Times of revolution and change. Times of urgencies and emergencies. Pope Paulo VI says at the opening of the Second Latin American Episcopal conference, held in Medellin in 1968: “We cannot stand in solidarity with systems and structures which cover and favour grave and oppressive inequalities between the classes and the citizens of the same country”. Paulo Freire in 1970: “Now nobody educates anybody, just as nobody educates themselves: people educate each other together, influenced by the world”.
The Ministry of Education at a World Congress in 1971: “Peru is at one of the most important and decisive moments in its history [...] we are committed to a liberating education and to the mission to create a new society”. Agrarian reform, industrial nationalisation, social mobilisation, the need to know the laws and the roots of such.

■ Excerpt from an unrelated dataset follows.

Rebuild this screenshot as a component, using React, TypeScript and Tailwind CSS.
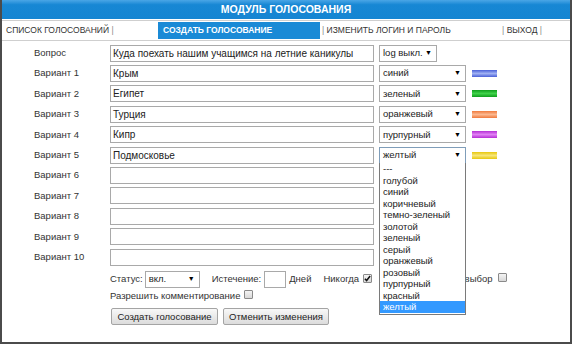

John Metcalf, English Priest nationalised as a Peruvian, accompanies the countrymen of Cajamarca in their thirst for knowledge and the means to continue learning. Leaflets, magazines and newspaper cuttings, novels are passed from one to another and the eagerness fuels itself: beneath each hat the arrogance always resident in the written word is steadily defeated. A spade can be used to plough furrows or dig graves; the book, source of foreign aggression, emerges as another well from which to drink. Like this bulls were tamed, wheat was domesticated, the harp was recreated and horses broken in. The communities struck down by the book nurture those pages to continue strengthening themselves.